Traditionally in Java, elements in a collection are accessed via an iterator.  For illustration we explore an example that uses a bank account abstraction named  Account :
class Account {
  private long balance;
   ... constructors and more methods ...
  public long balance() { return balance; }
}

 
 

We iterate over a list of bank accounts using a for-each loop:

private static void checkBalance(List<Account> accList) {

   for (Account a : accList)

      if (a.balance() < a.threshold) a.alert();

}
 
 

The for-each-loop internally uses an iterator and basically looks like this:

Iterator iter = accList.iterator();

while (iter.hasNext()) {

  Account a = iter.next();

  if (a.balance() < a.threshold) a.alert();

}

This loop has potential for improvement in several areas:

The logic of traversing the sequence is intermingled with the functionality that is applied to each element in the sequence.  Separating the concerns would allow for optimizations regarding how the elements are accessed.

The execution is single-threaded.  Multi-threaded execution is possible by means of the fork-join thread pool, but it would be substantially more complex.

There is a certain amount of redundancy.  The iterator's  hasNext and  next method have overlap; they both figure out whether there is a next element.  The overhead could be eliminated.
 
 

The traditional access to elements in a sequence via an iterator is known as external iteration in contrast to internal iteration .

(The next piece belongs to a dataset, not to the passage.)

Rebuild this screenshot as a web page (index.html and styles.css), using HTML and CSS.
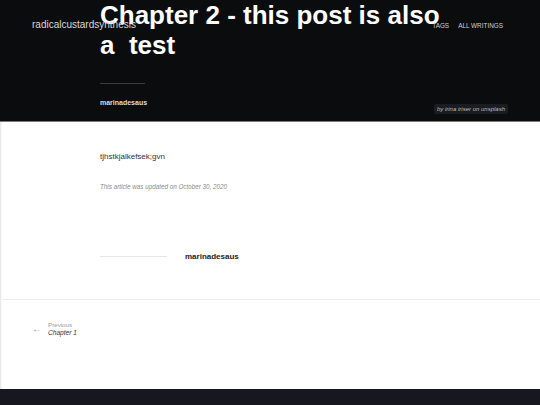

The idea of internal iteration is: the sequence itself determines how elements in a sequence are accessed and the sequence's user is only responsible for specifying what has to be applied to each element in the sequence.  While the external iteration intermingles the logic of sequence traversal with the functionality applied to each of the sequence elements, internal iteration separates the concerns.  Here is what internal iteration might look like.  Since Java 8, a collection has a  forEach method that looks like this:

public void forEach(Consumer<? super E> consumer);
 
 

It uses the  Consumer interface, which looks like this:

public interface Consumer<T> { public void accept(T t); }
 
 

Given this  forEach method the sequence's user only has to supply the functionality that is to be applied to each element in the sequence. 

private static void checkBalance(List<Account> accList) {

   accList. forEach (

    (Account a) -> { if (a.balance() < a.threshold)

                         a.alert();

                   }

   );

}
 
 

Now the concerns are separated: the collection is responsible for figuring out how to access all elements and how to apply the specified functionality to them. The user is responsible for supply of a reasonable functionality to be applied to the sequence elements. Given this separation, the implementation of the collection and its  forEach method have the liberty to optimize away the overhead of the iterator's  hasNext and  next method, to split the task into subtasks and execute them in parallel, and several further optimizations such as lazy evaluation, pipeline optimizations for consecutive operations, or out-of-order execution.  The traditional intermingled external iteration prevents all of these optimizations.

Given the separation of concerns it is now easy to have the loop executed in parallel by multiple threads.  Since Java 8, collections can be turned into so-called streams , of which there is a sequential and a parallel variety.  The parallel version of the example above would look like this:

private static void checkBalance(List<Account> accList) {

   accList. parallelStream() . forEach (

     (Account a) -> { if (a.balance() < a.threshold) a.alert(); }

  );

}
 
 

In the following section we take a closer look at streams, their relationship to collections, and their support for bulk operations via internal iteration.  filter-map-reduce    streams

Streams and Bulk Operations

Since Java 8 the JDK has a new abstraction named  Stream<E> which is a view to a collection and has bulk operations that perform internal iteration.  These bulk operations include  forEach filter map reduce , and many more.  Thanks to the internal iteration, streams support sequential as well as parallel execution in a very convenient way.  Here is an example:
List<Account> accountCol = … ;
accountCol
     .stream()
     .filter(a -> a.balance() > 1_000_000_00)         // intermediate
     .map(Account::balance)                           // intermediate
     .forEach(b -> {System.out.format("%d\t",b);});   // terminal

 
 

Using method  stream() , we create a stream on top of a collection.  Different from a collection a stream does not contain any elements.  Instead it is a view to a collection that gives access to all elements in the collection by means of bulk operations with internal iteration.  A stream has operations such  filter() map() and  forEach() , as illustrated in the code snippet above. 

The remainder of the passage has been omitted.